* BEGIN Materials provided *

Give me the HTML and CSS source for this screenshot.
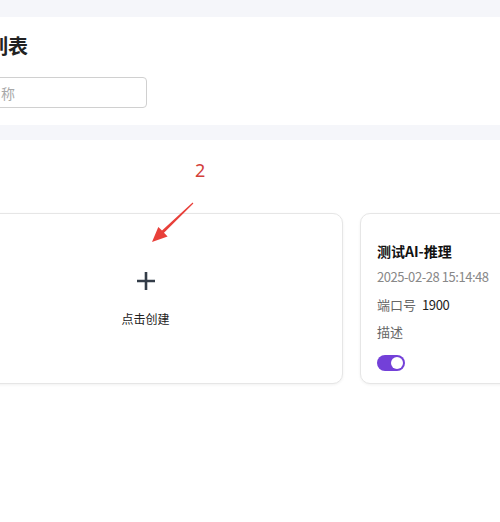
FILE: index.html
```html
<!DOCTYPE html>
<html lang="zh-CN">
<head>
    <meta charset="UTF-8">
    <title>服务列表</title>
    <link rel="stylesheet" href="styles.css">
</head>
<body>
    <div class="page">
        <div class="header">
            <h1 class="title">服务列表</h1>
            <input class="search" type="text" placeholder="服务名称">
        </div>
        <div class="content">
            <div class="mark-num">2</div>
            <svg class="mark-arrow" width="60" height="60" viewBox="140 195 60 60">
                <polygon points="152,242 158.3,227 162,230.6 192.6,202.6 193.4,203.4 164,232.8 167.6,236.6" fill="#e8403a"/>
            </svg>
            <div class="cards">
                <div class="card card-new">
                    <svg class="plus" width="18" height="18" viewBox="0 0 18 18">
                        <path d="M9 0v18M0 9h18" stroke="#333c48" stroke-width="2.6"/>
                    </svg>
                    <div class="new-text">点击创建</div>
                </div>
                <div class="card card-item">
                    <div class="item-name">测试AI-推理</div>
                    <div class="item-time">2025-02-28 15:14:48</div>
                    <div class="item-row"><span class="label">端口号</span><span class="value">1900</span></div>
                    <div class="item-row"><span class="label">描述</span></div>
                    <div class="switch"><span class="knob"></span></div>
                </div>
            </div>
        </div>
    </div>
</body>
</html>
```

FILE: styles.css
```css
html, body {
    overflow: hidden;
}

body {
    margin: 0;
    background: #f5f6fa;
    font-family: "Noto Sans CJK SC", "Noto Sans", sans-serif;
    color: #222;
    height: 522px;
}

.page {
    margin-left: -52px;
    padding-top: 17px;
    width: 900px;
}

.header {
    background: #fff;
    padding: 15px 0 17px 0;
}

.title {
    margin: 0 0 17px 0;
    font-size: 20px;
    line-height: 28px;
    font-weight: 700;
    color: #222;
}

.search {
    display: block;
    box-sizing: border-box;
    width: 199px;
    height: 31px;
    border: 1px solid #d0d0d0;
    border-radius: 4px;
    padding: 0 10px;
    font-family: inherit;
    font-size: 14px;
    color: #333;
    outline: none;
}

.search::placeholder {
    color: #a8a8a8;
}

.content {
    position: relative;
    margin-top: 15px;
    background: #fff;
    padding-top: 73px;
    height: 400px;
}

.mark-num {
    position: absolute;
    left: 247px;
    top: 18px;
    font-family: "Noto Sans", sans-serif;
    font-size: 18px;
    line-height: 24px;
    color: #d3403a;
}

.mark-arrow {
    position: absolute;
    left: 192px;
    top: 55px;
}

.cards {
    display: flex;
    gap: 17px;
}

.card {
    box-sizing: border-box;
    width: 395px;
    height: 171px;
    background: #fff;
    border: 1px solid #e6e6e6;
    border-radius: 10px;
    box-shadow: 0 1px 3px rgba(0, 0, 0, 0.06);
}

.card-new {
    display: flex;
    flex-direction: column;
    align-items: center;
    justify-content: center;
    padding-top: 2px;
}

.plus {
    display: block;
    margin-bottom: 20px;
}

.new-text {
    font-size: 12px;
    line-height: 18px;
    color: #222;
}

.card-item {
    display: flex;
    flex-direction: column;
    align-items: flex-start;
    padding: 27px 17px 0 16px;
}

.item-name {
    font-size: 14px;
    line-height: 20px;
    font-weight: 700;
    color: #111;
}

.item-time {
    margin-top: 6px;
    font-size: 13px;
    line-height: 20px;
    letter-spacing: -0.45px;
    color: #888;
}

.item-row {
    margin-top: 8px;
    font-size: 13px;
    line-height: 20px;
}

.item-row + .item-row {
    margin-top: 7px;
}

.label {
    color: #666;
}

.value {
    margin-left: 6px;
    letter-spacing: -0.4px;
    color: #222;
}

.switch {
    position: relative;
    margin-top: 13px;
    width: 28px;
    height: 16px;
    border-radius: 8px;
    background: #7340d8;
}

.knob {
    position: absolute;
    right: 2px;
    top: 2px;
    width: 12px;
    height: 12px;
    border-radius: 50%;
    background: #fff;
}
```
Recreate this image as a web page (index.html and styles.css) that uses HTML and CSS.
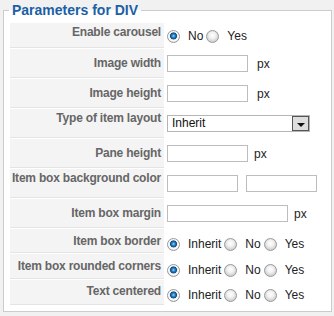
FILE: index.html
```html
<!DOCTYPE html>
<html lang="en">
<head>
    <meta charset="UTF-8">
    <meta name="viewport" content="width=device-width, initial-scale=1.0">
    <title>Parameters for DIV</title>
    <link rel="stylesheet" href="styles.css">
</head>
<body>
    <fieldset class="params">
        <legend>Parameters for DIV</legend>
        <table class="paramlist">
            <tr class="row-first">
                <td class="key">Enable carousel</td>
                <td class="value">
                    <div class="opts radios">
                        <input type="radio" name="carousel" id="carousel0" checked><label for="carousel0">No</label>
                        <input type="radio" name="carousel" id="carousel1"><label for="carousel1">Yes</label>
                    </div>
                </td>
            </tr>
            <tr class="row-input">
                <td class="key">Image width</td>
                <td class="value">
                    <div class="opts">
                        <input type="text" class="text-small"><span class="unit">px</span>
                    </div>
                </td>
            </tr>
            <tr class="row-input">
                <td class="key">Image height</td>
                <td class="value">
                    <div class="opts">
                        <input type="text" class="text-small"><span class="unit">px</span>
                    </div>
                </td>
            </tr>
            <tr class="row-top">
                <td class="key">Type of item layout</td>
                <td class="value">
                    <div class="select">
                        <select>
                            <option>Inherit</option>
                        </select>
                        <span class="arrow"></span>
                    </div>
                </td>
            </tr>
            <tr class="row-input">
                <td class="key">Pane height</td>
                <td class="value">
                    <div class="opts">
                        <input type="text" class="text-small"><span class="unit near">px</span>
                    </div>
                </td>
            </tr>
            <tr class="row-top">
                <td class="key">Item box background color</td>
                <td class="value">
                    <div class="opts pair">
                        <input type="text" class="text-color">
                        <input type="text" class="text-color">
                    </div>
                </td>
            </tr>
            <tr class="row-input">
                <td class="key">Item box margin</td>
                <td class="value">
                    <div class="opts">
                        <input type="text" class="text-wide"><span class="unit near">px</span>
                    </div>
                </td>
            </tr>
            <tr class="row-radio row-short">
                <td class="key">Item box border</td>
                <td class="value">
                    <div class="opts radios">
                        <input type="radio" name="border" id="border0" checked><label for="border0">Inherit</label>
                        <input type="radio" name="border" id="border1"><label for="border1">No</label>
                        <input type="radio" name="border" id="border2"><label for="border2">Yes</label>
                    </div>
                </td>
            </tr>
            <tr class="row-radio">
                <td class="key">Item box rounded corners</td>
                <td class="value">
                    <div class="opts radios">
                        <input type="radio" name="rounded" id="rounded0" checked><label for="rounded0">Inherit</label>
                        <input type="radio" name="rounded" id="rounded1"><label for="rounded1">No</label>
                        <input type="radio" name="rounded" id="rounded2"><label for="rounded2">Yes</label>
                    </div>
                </td>
            </tr>
            <tr class="row-radio row-last">
                <td class="key">Text centered</td>
                <td class="value">
                    <div class="opts radios">
                        <input type="radio" name="centered" id="centered0" checked><label for="centered0">Inherit</label>
                        <input type="radio" name="centered" id="centered1"><label for="centered1">No</label>
                        <input type="radio" name="centered" id="centered2"><label for="centered2">Yes</label>
                    </div>
                </td>
            </tr>
        </table>
    </fieldset>
</body>
</html>
```

FILE: styles.css
```css
body {
    margin: 0;
    background-color: #f1f1f1;
    font-family: "Liberation Sans", Arial, sans-serif;
    font-size: 12px;
    color: #222;
}
.params {
    margin: 1px 2px 0 3px;
    padding: 3px 5px 5px 5px;
    border: 1px solid #cccccc;
    background: white;
    min-width: 0;
}
.params legend {
    padding: 0 3px;
    font-size: 14px;
    line-height: 18px;
    font-weight: bold;
    color: #1b5fa5;
}
.paramlist {
    width: 316px;
    table-layout: fixed;
    border-collapse: separate;
    border-spacing: 1px;
}
.paramlist td {
    box-sizing: border-box;
    padding: 0;
    vertical-align: top;
    line-height: 14px;
}
.paramlist tr {
    height: 29px;
}
.paramlist .key {
    width: 154px;
    padding-right: 3px;
    text-align: right;
    font-weight: bold;
    letter-spacing: -0.2px;
    color: #666;
    background-color: #f4f4f4;
    border-bottom: 1px solid #e4e4e4;
    white-space: nowrap;
}
.paramlist .value {
    padding-left: 2px;
}
.paramlist .row-first { height: 25px; }
.row-first .key { padding-top: 2px; }
.row-first .value { padding-top: 6px; }
.row-input .key { padding-top: 7px; }
.row-input .value { padding-top: 6px; }
.row-top .key { padding-top: 2px; }
.row-top .value { padding-top: 6px; }
.paramlist .row-radio { height: 25px; }
.paramlist .row-short { height: 24px; }
.row-radio .key { padding-top: 5px; }
.row-radio .value { padding-top: 9px; }
.row-short .value { padding-top: 8px; }
.row-last .key { padding-top: 4px; }
.row-last .value { padding-top: 8px; }

.opts {
    display: flex;
    align-items: center;
    height: 17px;
}
.opts.radios {
    height: 14px;
}
.opts label {
    margin: 0 3px 0 8px;
}
.opts.pair {
    gap: 8px;
}
.unit {
    margin-left: 9px;
}
.unit.near {
    margin-left: 6px;
}
input[type="text"] {
    box-sizing: border-box;
    height: 17px;
    margin: 0;
    padding: 1px 3px;
    border: 1px solid #bdbdbd;
    background: white;
    font: inherit;
}
.text-small { width: 81px; }
.text-color { width: 71px; }
.text-wide { width: 121px; }

input[type="radio"] {
    appearance: none;
    box-sizing: border-box;
    width: 13px;
    height: 13px;
    margin: 0;
    border: 1px solid #999;
    border-radius: 50%;
    background: radial-gradient(circle at 50% 40%, #ffffff 0, #f2f2f2 3px, #d2d2d2 6px);
    flex: none;
}
input[type="radio"]:checked {
    background: radial-gradient(circle at 50% 45%, #9bd6ff 0, #2f86c9 1.5px, #0b4a80 3.2px, #e8e8e8 3.8px, #ffffff 5px, #dcdcdc 6px);
}

.select {
    display: flex;
    box-sizing: border-box;
    width: 143px;
    height: 17px;
    border: 1px solid #b5b5b5;
    background: white;
}
.select select {
    appearance: none;
    flex: 1;
    min-width: 0;
    margin: 0;
    padding: 0 0 0 4px;
    border: none;
    background: transparent;
    font: inherit;
    color: #111;
    line-height: 15px;
}
.arrow {
    display: flex;
    align-items: center;
    justify-content: center;
    box-sizing: border-box;
    width: 17px;
    height: 15px;
    border: 1px solid #555;
    background: #dedede;
}
.arrow::after {
    content: "";
    margin-top: 3px;
    border-left: 4px solid transparent;
    border-right: 4px solid transparent;
    border-top: 4px solid #111;
}
```
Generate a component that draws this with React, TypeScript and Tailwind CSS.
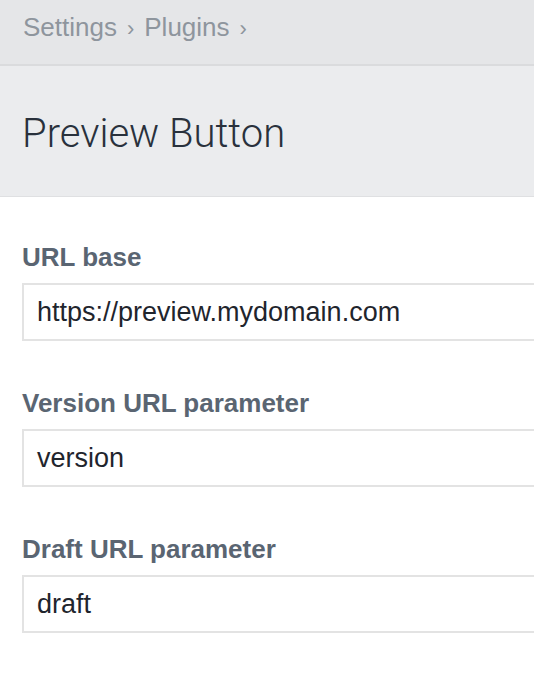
import React from "react";

const Field = ({ label, value }: { label: string; value: string }) => (
  <div className="mb-[50px]">
    <div className="text-[26px] leading-[25px] font-bold text-[#5a6572] whitespace-nowrap">{label}</div>
    <div className="mt-[13px] h-[58px] w-[600px] border-2 border-[#e3e3e3] bg-white pl-[13px] flex items-center">
      <span className="text-[27px] leading-[54px] text-[#1f252d] whitespace-nowrap">{value}</span>
    </div>
  </div>
);

export default function App() {
  return (
    <div className="w-[534px] h-[680px] overflow-hidden bg-white" style={{ fontFamily: '"Liberation Sans", Arial, sans-serif' }}>
      <div className="h-[66px] bg-[#e5e6e8] border-b-2 border-[#dadbdd] px-[23px] pt-[14px]">
        <div className="text-[26px] leading-[26px] text-[#8e959d] whitespace-nowrap flex items-baseline">
          <span>Settings</span>
          <span className="mx-[10px] text-[22px]">›</span>
          <span>Plugins</span>
          <span className="ml-[10px] text-[22px]">›</span>
        </div>
      </div>
      <div className="h-[131px] bg-[#ebecee] border-b border-[#dfe0e2] px-[22px] pt-[48px]">
        <div className="text-[40px] leading-[40px] font-light text-[#29313c] whitespace-nowrap" style={{ fontFamily: 'Roboto, sans-serif' }}>
          Preview Button
        </div>
      </div>
      <div className="px-[22px] pt-[48px]">
        <Field label="URL base" value="https://preview.mydomain.com" />
        <Field label="Version URL parameter" value="version" />
        <Field label="Draft URL parameter" value="draft" />
      </div>
    </div>
  );
}
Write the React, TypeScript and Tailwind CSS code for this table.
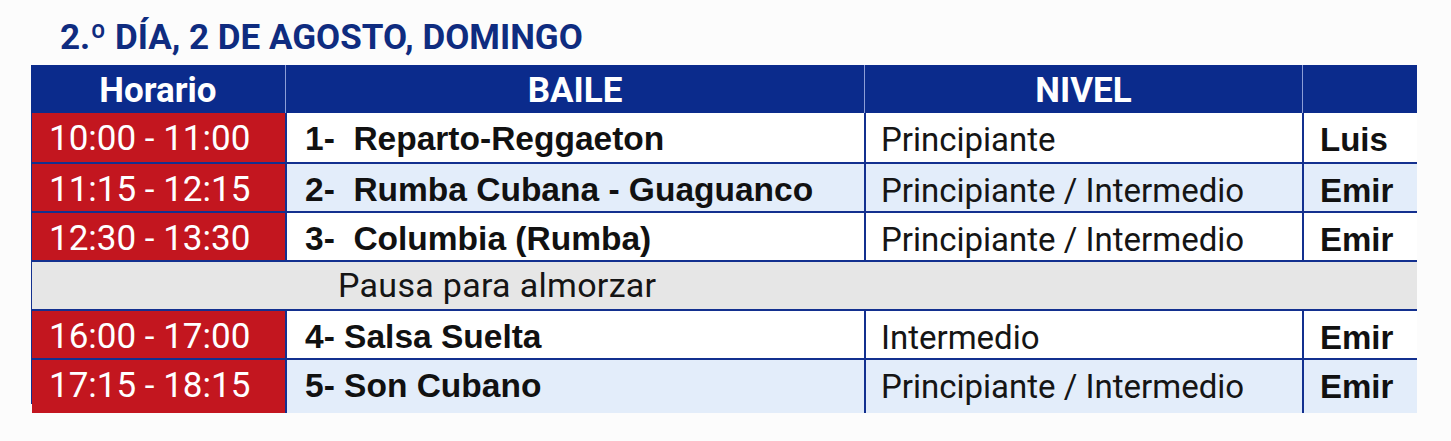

* END Materials provided *

§ **Task goal**: Retype the lines above exactly as they appear, from the line containing "Generate a component" through the line containing "import React from", and leave out any pictures.

§ **The completed task**:
Generate a component that draws this with React, TypeScript and Tailwind CSS.
import React from "react";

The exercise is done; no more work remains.